Cultivar and terroir
While Qingxin remains the benchmark, micro-clones such as Jinxuan (milk aroma) and Cuiyu (jade oolong) are now cultivated on north-facing slopes where morning mist lingers longest. Granite-and-schist soils, rich in iron and magnesium, drain quickly yet retain cool moisture; diurnal swings of 15 °C force the plant to thicken cell walls, concentrating flavour. The result is a liquor that balances alpine greenness with tropical lily, a contrast often described as “orchid butter”.
Plucking calendar
The mountain calendar dictates four annual harvests. The spring pick, usually 5–20 May, is most coveted: buds awaken from winter dormancy packed with L-theanine, yielding a velvety texture and enduring orchid finish. Summer tea, picked after the Mei-Yu monsoon, carries brighter citric top notes but lighter body. Winter harvest, around late October, offers a mineral spine reminiscent of wet slate and is favoured by local tea artists for charcoal re-roasting.
Crafting the leaf
Within minutes of plucking, leaflets are spread on bamboo trays under high-ceilinged barns where mountain wind lowers leaf temperature to 18 °C. A gentle withering (wei diao) lasts 6–8 hours; the goal is moisture reduction without grassiness. Next comes yao qing—“rocking the green”—a rhythmic tumbling in cylindrical bamboo drums that bruises leaf edges while keeping the vein intact. This partial rupture initiates oxidation at 25 %, the sweet spot between green tea’s 0 % and traditional Dong Ding’s 40 %.
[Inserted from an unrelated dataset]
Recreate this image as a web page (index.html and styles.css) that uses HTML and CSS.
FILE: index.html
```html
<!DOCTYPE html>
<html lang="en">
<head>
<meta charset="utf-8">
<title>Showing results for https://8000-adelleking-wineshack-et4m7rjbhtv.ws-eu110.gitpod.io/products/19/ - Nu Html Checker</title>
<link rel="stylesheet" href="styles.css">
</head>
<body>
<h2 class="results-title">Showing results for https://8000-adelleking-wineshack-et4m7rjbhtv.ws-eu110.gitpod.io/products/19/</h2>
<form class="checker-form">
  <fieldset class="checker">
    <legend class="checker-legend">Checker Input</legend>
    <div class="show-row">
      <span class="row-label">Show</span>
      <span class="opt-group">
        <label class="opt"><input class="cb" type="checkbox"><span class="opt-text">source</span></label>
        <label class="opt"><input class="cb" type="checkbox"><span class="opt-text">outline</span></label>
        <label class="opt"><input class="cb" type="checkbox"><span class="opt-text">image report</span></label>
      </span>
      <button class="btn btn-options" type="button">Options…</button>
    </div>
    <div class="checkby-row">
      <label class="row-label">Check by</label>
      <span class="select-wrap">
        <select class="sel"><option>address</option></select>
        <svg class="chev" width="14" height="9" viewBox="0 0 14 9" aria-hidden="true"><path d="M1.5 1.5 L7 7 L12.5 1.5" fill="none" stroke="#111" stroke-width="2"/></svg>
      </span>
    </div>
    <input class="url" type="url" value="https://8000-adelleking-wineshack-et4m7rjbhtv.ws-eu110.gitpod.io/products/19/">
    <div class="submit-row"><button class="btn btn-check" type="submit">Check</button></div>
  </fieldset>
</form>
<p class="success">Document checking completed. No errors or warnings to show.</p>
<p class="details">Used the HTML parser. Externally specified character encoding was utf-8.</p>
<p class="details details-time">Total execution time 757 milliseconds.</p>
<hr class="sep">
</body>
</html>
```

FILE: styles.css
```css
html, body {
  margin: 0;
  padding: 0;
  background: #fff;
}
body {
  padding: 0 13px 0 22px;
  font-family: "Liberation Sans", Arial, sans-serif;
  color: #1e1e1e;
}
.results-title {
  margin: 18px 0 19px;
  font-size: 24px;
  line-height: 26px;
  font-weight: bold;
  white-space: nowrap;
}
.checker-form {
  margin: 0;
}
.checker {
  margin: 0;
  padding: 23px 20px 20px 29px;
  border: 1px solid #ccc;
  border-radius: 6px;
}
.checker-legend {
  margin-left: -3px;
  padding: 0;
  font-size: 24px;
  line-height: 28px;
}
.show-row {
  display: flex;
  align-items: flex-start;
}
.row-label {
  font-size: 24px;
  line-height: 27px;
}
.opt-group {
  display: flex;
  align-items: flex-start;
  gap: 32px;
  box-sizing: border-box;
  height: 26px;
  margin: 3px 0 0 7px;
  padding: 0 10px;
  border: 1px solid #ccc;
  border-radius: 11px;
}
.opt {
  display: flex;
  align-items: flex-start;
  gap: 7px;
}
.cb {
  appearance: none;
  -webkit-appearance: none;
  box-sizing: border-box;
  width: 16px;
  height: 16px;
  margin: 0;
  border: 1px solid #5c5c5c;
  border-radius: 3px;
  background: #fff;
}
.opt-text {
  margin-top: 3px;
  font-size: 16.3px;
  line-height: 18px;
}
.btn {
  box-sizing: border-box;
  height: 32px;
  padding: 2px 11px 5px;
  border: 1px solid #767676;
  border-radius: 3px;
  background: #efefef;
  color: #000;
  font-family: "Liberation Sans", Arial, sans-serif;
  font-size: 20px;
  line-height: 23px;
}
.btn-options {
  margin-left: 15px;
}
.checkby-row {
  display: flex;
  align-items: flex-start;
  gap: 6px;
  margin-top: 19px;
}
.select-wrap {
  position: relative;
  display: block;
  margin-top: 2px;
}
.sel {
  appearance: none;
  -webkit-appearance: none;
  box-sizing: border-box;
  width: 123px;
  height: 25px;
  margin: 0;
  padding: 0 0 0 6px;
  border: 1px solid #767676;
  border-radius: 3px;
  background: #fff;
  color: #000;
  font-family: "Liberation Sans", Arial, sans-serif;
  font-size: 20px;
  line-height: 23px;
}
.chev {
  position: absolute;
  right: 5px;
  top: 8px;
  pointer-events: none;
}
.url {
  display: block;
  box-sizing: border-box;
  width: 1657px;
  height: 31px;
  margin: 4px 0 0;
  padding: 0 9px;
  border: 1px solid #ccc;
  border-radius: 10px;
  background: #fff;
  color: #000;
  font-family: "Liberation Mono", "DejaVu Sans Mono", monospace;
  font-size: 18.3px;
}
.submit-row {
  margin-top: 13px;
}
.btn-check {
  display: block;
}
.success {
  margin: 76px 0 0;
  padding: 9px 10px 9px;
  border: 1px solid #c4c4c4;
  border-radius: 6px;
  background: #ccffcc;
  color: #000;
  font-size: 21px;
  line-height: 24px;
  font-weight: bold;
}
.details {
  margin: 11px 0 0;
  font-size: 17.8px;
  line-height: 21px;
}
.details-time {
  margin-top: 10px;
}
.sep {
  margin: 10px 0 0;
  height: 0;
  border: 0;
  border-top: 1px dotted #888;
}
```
Kill-green (sha qing) employs an automated drum set to 260 °C for exactly 4 minutes, halting oxidation while locking in floral volatiles. Immediately the leaves are wrapped in cotton cloth and loaded into hydraulic rollers that apply 1 200 kg of pressure, shaping the leaf into the iconic半球形 (hemispherical) pellet. A succession of tighter rolls and low-temperature drying (80 °C) follows, reducing moisture to 3 % without baking the tender bud.
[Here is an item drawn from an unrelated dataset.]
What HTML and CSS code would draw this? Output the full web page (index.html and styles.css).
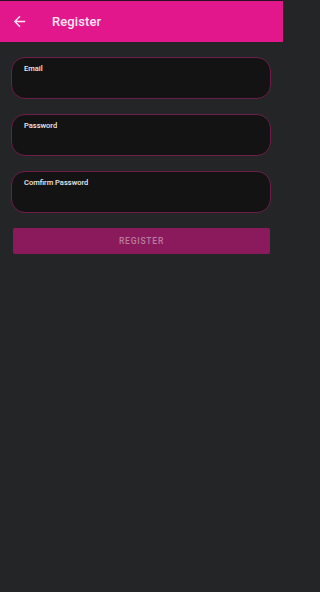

The finishing touch for premium lots is a low-charcoal bake over longan wood embers at 60 °C for 6–10 hours, repeated across three lunar cycles. This “soft bake” sublimates residual moisture, caramelises sugars and adds a whisper of smoked honey that frames rather than masks the natural florals.
Grading nomenclature
International buyers will encounter three grades. “Dayuling” refers to gardens above 2 000 m—rare, glacier-scented and auction-priced. “Alishan Zhulu” indicates 1 200–1 400 m, the quality sweet spot. “Alishan Shanzhen” is the accessible 1 000 m grade, still fragrant yet wallet-friendly. All genuine lots bear the Taiwan Tea Research & Extension Station hologram plus GPS coordinates of the plot.
Water philosophy
Alishan oolong is a diva that demands soft water with 30–50 ppm TDS; high calcium mutes florals, while distilled water renders the liquor hollow. Mountain spring water is traditional, but filtered low-mineral water works abroad. Pre-heat every vessel; heat shock is the fastest way to flatten high-note aromatics.